The Big-Picture Economy, Part 1: Labor, Imports and the Dollar
September 23, 2013
It is impossible for the U.S. to maintain the reserve currency and run trade surpluses.
Many well-meaning commentators look back on the era of strong private-sector unions and robust U.S. trade surpluses with longing. The Progressive consensus (articulated by Robert Reich, among others) is that unions gave the working and middle classes bargaining power that has been lost in the decline of unions.
Other commentators look back with similar nostalgia on the large trade surpluses (i.e. current account surplus) of the same era--the 1950s and 1960s.
The two trends are connected. Unions had bargaining power because the corporations on the other side of the table were generally cartels (autos, steel, etc.) that were largely domestic, meaning that they were captive to domestic markets and politics.

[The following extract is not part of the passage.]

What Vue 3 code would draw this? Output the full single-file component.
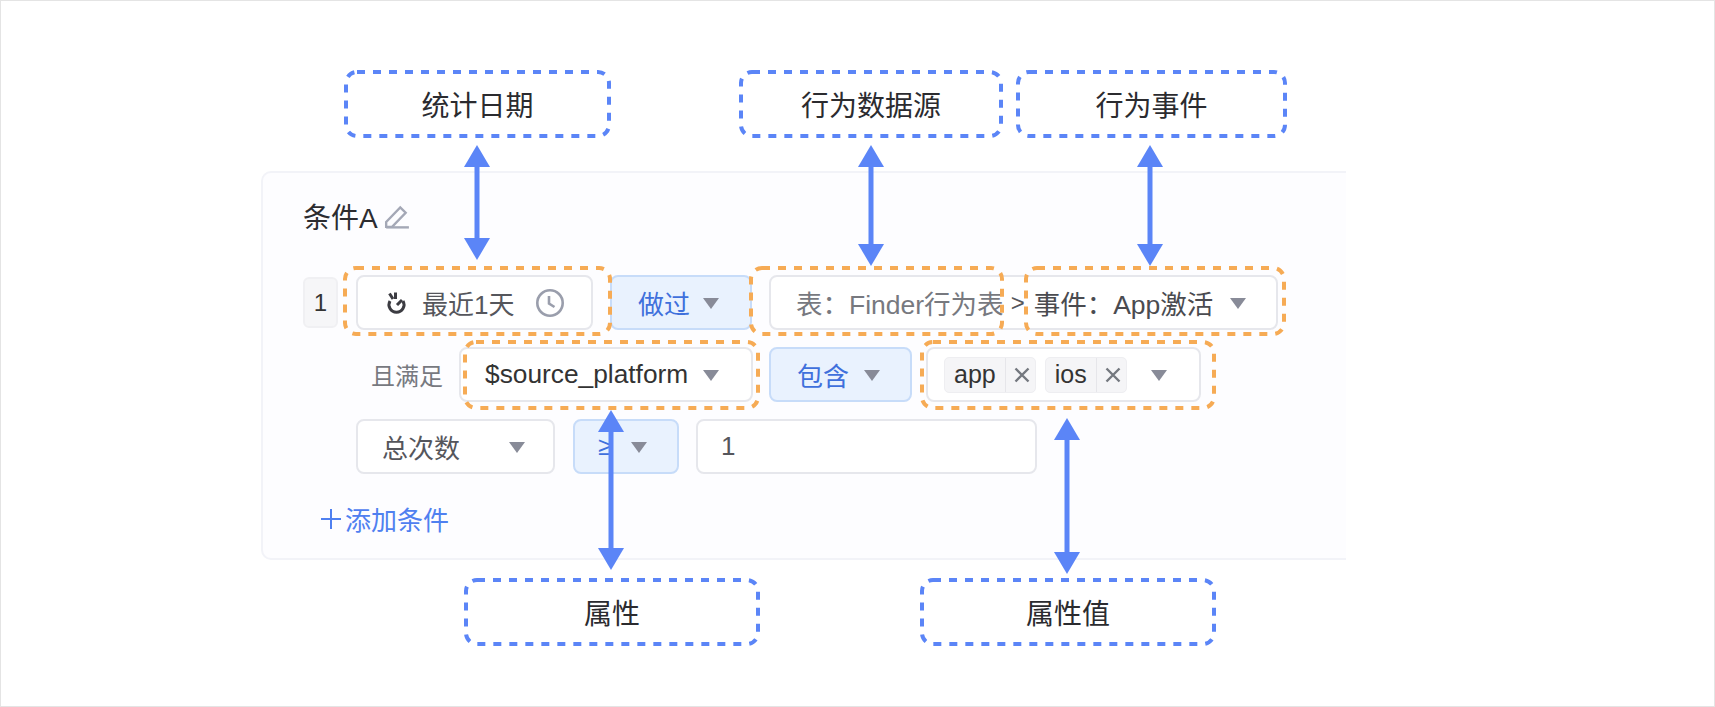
<template>
  <div class="page">
    <div class="panel">
      <div class="title">
        条件A
        <svg class="editIcon" width="26" height="26" viewBox="0 0 24 24" fill="none" stroke="#a4a8b6" stroke-width="2.2">
          <path d="M2 17.5 L15 4 L20 9 L7.5 22 H2 Z" />
          <path d="M2 22.5 H23" />
        </svg>
      </div>

      <div class="row">
        <span class="badge">1</span>
        <div class="select dateSelect">
          <svg class="handIcon" width="22" height="24" viewBox="0 0 22 24" fill="none" stroke="#3c3c42" stroke-width="3">
            <path d="M5 10 A7.5 7.5 0 1 0 18 10" />
            <path d="M4.5 2.5 L8 8 M10.5 1.5 V8 M17 9 L12 14" />
          </svg>
          <span class="dateText">最近1天</span>
          <svg width="30" height="30" viewBox="0 0 30 30" fill="none" stroke="#9a9eac" stroke-width="2.6">
            <circle cx="15" cy="15" r="12.7" />
            <path d="M14 8 V15.5 L19.5 19" />
          </svg>
        </div>
        <div class="select op didSelect">
          <span>做过</span>
          <i class="caret"></i>
        </div>
        <div class="select eventSelect">
          <span class="sourceText">表：Finder行为表</span>
          <span class="chevron">&gt;</span>
          <span class="eventText">事件：App激活</span>
          <i class="caret"></i>
        </div>
      </div>

      <div class="row">
        <span class="satisfy">且满足</span>
        <div class="select propSelect">
          <span class="propText">$source_platform</span>
          <i class="caret"></i>
        </div>
        <div class="select op includeSelect">
          <span>包含</span>
          <i class="caret"></i>
        </div>
        <div class="select valueSelect">
          <div v-for="tag in tags" :key="tag" class="tag">
            <span class="tagName">{{ tag }}</span>
            <span class="tagClose">
              <svg width="16" height="16" viewBox="0 0 16 16" stroke="#74787f" stroke-width="2.4">
                <path d="M1.5 1.5 L14.5 14.5 M14.5 1.5 L1.5 14.5" />
              </svg>
            </span>
          </div>
          <i class="caret valueCaret"></i>
        </div>
      </div>

      <div class="row lastRow">
        <div class="select countSelect">
          <span>总次数</span>
          <i class="caret"></i>
        </div>
        <div class="select op compareSelect">
          <span>≥</span>
          <i class="caret"></i>
        </div>
        <div class="select numberInput">1</div>
      </div>

      <div class="addCondition">
        <svg width="22" height="22" viewBox="0 0 22 22" stroke="#4f80f0" stroke-width="2">
          <path d="M1 11 H21 M11 1 V21" />
        </svg>
        <span>添加条件</span>
      </div>
    </div>

    <!-- annotations drawn over the form -->
    <svg class="overlay" width="1715" height="707">
      <rect
        v-for="box in orangeBoxes"
        :key="box.x"
        :x="box.x"
        :y="box.y"
        :width="box.w"
        :height="box.h"
        rx="11"
        fill="none"
        stroke="#f6ab55"
        stroke-width="4"
        stroke-dasharray="8 8"
      />
      <rect
        v-for="box in blueBoxes"
        :key="box.text"
        :x="box.x"
        :y="box.y"
        :width="box.w"
        :height="box.h"
        rx="11"
        fill="none"
        stroke="#5b85f7"
        stroke-width="4"
        stroke-dasharray="8 8"
      />
      <g v-for="a in arrows" :key="a.x" fill="#5b85f7">
        <rect :x="a.x - 2.5" :y="a.top + 20" width="5" :height="a.bottom - a.top - 40" />
        <path :d="`M${a.x} ${a.top} L${a.x + 13} ${a.top + 22} H${a.x - 13} Z`" />
        <path :d="`M${a.x} ${a.bottom} L${a.x + 13} ${a.bottom - 22} H${a.x - 13} Z`" />
      </g>
    </svg>

    <div
      v-for="box in blueBoxes"
      :key="box.text"
      class="boxLabel"
      :style="{ left: box.x + 'px', top: box.y + 'px', width: box.w + 'px', height: box.h + 'px' }"
    >
      {{ box.text }}
    </div>
  </div>
</template>

<script setup>
const tags = ['app', 'ios']

const orangeBoxes = [
  { x: 345, y: 268, w: 265, h: 66 },
  { x: 751, y: 268, w: 251, h: 66 },
  { x: 1026, y: 268, w: 258, h: 66 },
  { x: 465, y: 342, w: 293, h: 66 },
  { x: 922, y: 342, w: 292, h: 66 },
]

const blueBoxes = [
  { text: '统计日期', x: 346, y: 72, w: 263, h: 64 },
  { text: '行为数据源', x: 741, y: 72, w: 260, h: 64 },
  { text: '行为事件', x: 1018, y: 72, w: 267, h: 64 },
  { text: '属性', x: 466, y: 580, w: 292, h: 64 },
  { text: '属性值', x: 922, y: 580, w: 292, h: 64 },
]

const arrows = [
  { x: 477, top: 145, bottom: 260 },
  { x: 871, top: 145, bottom: 266 },
  { x: 1150, top: 145, bottom: 266 },
  { x: 611, top: 410, bottom: 570 },
  { x: 1067, top: 418, bottom: 574 },
]
</script>

<style>
html,
body {
  margin: 0;
  background: #fff;
}
</style>

<style scoped>
.page {
  position: relative;
  box-sizing: border-box;
  width: 1715px;
  height: 707px;
  padding: 170px 0 0 260px;
  border: 1px solid #e4e4e4;
  background: #fff;
  overflow: hidden;
  font-family: 'Liberation Sans', 'Noto Sans CJK SC', sans-serif;
  color: #333;
}

.panel {
  box-sizing: border-box;
  width: 1085px;
  height: 389px;
  padding: 26px 0 0 40px;
  background: #fdfdff;
  border: 2px solid #f2f3f8;
  border-right: none;
  border-radius: 10px 0 0 10px;
}

.title {
  display: flex;
  align-items: center;
  height: 34px;
  font-size: 28px;
  color: #2c2c30;
}

.editIcon {
  margin-left: 6px;
}

.row {
  display: flex;
  align-items: center;
  height: 55px;
  margin-top: 17px;
}

.row:nth-of-type(2) {
  margin-top: 42px;
}

.lastRow {
  margin-left: 53px;
}

.badge {
  box-sizing: border-box;
  display: flex;
  align-items: center;
  justify-content: center;
  width: 35px;
  height: 51px;
  margin-right: 18px;
  background: #f6f6f8;
  border: 2px solid #f0f0f3;
  border-radius: 6px;
  font-size: 24px;
}

.satisfy {
  width: 88px;
  margin-left: 68px;
  margin-right: 0;
  font-size: 24px;
  color: #77797f;
  white-space: nowrap;
}

.select {
  box-sizing: border-box;
  display: flex;
  align-items: center;
  height: 55px;
  background: #fff;
  border: 2px solid #e6e7ec;
  border-radius: 8px;
  font-size: 26px;
  color: #55565c;
  white-space: nowrap;
}

.op {
  background: #e9f2fe;
  border-color: #c7dcf9;
  color: #3f70dc;
}

.caret {
  flex: none;
  width: 0;
  height: 0;
  margin-top: 2px;
  border-left: 8px solid transparent;
  border-right: 8px solid transparent;
  border-top: 11px solid #888b98;
}

.dateSelect {
  width: 237px;
  padding-left: 27px;
  margin-right: 17px;
}

.dateText {
  margin-left: 15px;
  margin-right: 21px;
  color: #55565c;
}

.didSelect {
  width: 142px;
  padding-left: 26px;
  margin-right: 17px;
}

.didSelect .caret {
  margin-left: 13px;
}

.eventSelect {
  width: 509px;
  padding-left: 25px;
}

.sourceText {
  font-size: 26.5px;
  color: #77797f;
}

.chevron {
  margin-left: 7px;
  font-size: 24px;
  color: #55565c;
}

.eventText {
  margin-left: 9px;
  font-size: 26.5px;
  color: #4a4b50;
}

.eventText + .caret {
  margin-left: 17px;
}

.propSelect {
  width: 294px;
  padding-left: 24px;
  margin-right: 16px;
}

.propText {
  font-size: 26.3px;
  color: #333;
}

.propText + .caret {
  margin-left: 15px;
}

.includeSelect {
  width: 143px;
  padding-left: 26px;
  margin-right: 14px;
}

.includeSelect .caret {
  margin-left: 15px;
}

.valueSelect {
  width: 275px;
  padding-left: 16px;
}

.tag {
  box-sizing: border-box;
  display: flex;
  align-items: center;
  height: 36px;
  margin-right: 9px;
  background: #f5f5f7;
  border: 1px solid #eeeef1;
  border-radius: 5px;
  font-size: 25px;
  color: #333;
}

.tagName {
  padding: 0 9px;
}

.tagClose {
  display: flex;
  align-items: center;
  height: 100%;
  padding: 0 5px 0 8px;
  border-left: 1px solid #e6e6ea;
}

.valueCaret {
  margin-left: 15px;
}

.countSelect {
  width: 199px;
  padding-left: 24px;
  margin-right: 18px;
}

.countSelect .caret {
  margin-left: 49px;
}

.compareSelect {
  width: 106px;
  padding-left: 23px;
  margin-right: 17px;
}

.compareSelect .caret {
  margin-left: 19px;
}

.numberInput {
  width: 341px;
  padding-left: 23px;
}

.addCondition {
  display: flex;
  align-items: center;
  gap: 3px;
  margin-top: 26px;
  margin-left: 17px;
  font-size: 26px;
  color: #4f80f0;
}

.overlay {
  position: absolute;
  left: -1px;
  top: -1px;
  pointer-events: none;
}

.boxLabel {
  position: absolute;
  display: flex;
  align-items: center;
  justify-content: center;
  margin: -1px 0 0 -1px;
  font-size: 28px;
  color: #2b2b2f;
}
</style>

All these conditions have changed. Present-day U.S. corporations are global, not domestic; up to 75% of their sales and/or profits are generated in overseas markets, and a similar percentage of their workforces are also overseas, not just for cost reasons but to stay close to the markets generating their profits.
Free-trade agreements restrict attempts to protect domestic markets from overseas competition, and as a result domestic unions have essentially zero bargaining power with either nominally American firms or their global competitors in most markets. The only sectors open to union bargaining power are domestic monopolies or cartels with no overseas competition, i.e. the government, which is why the union movement is now dominated by public unions.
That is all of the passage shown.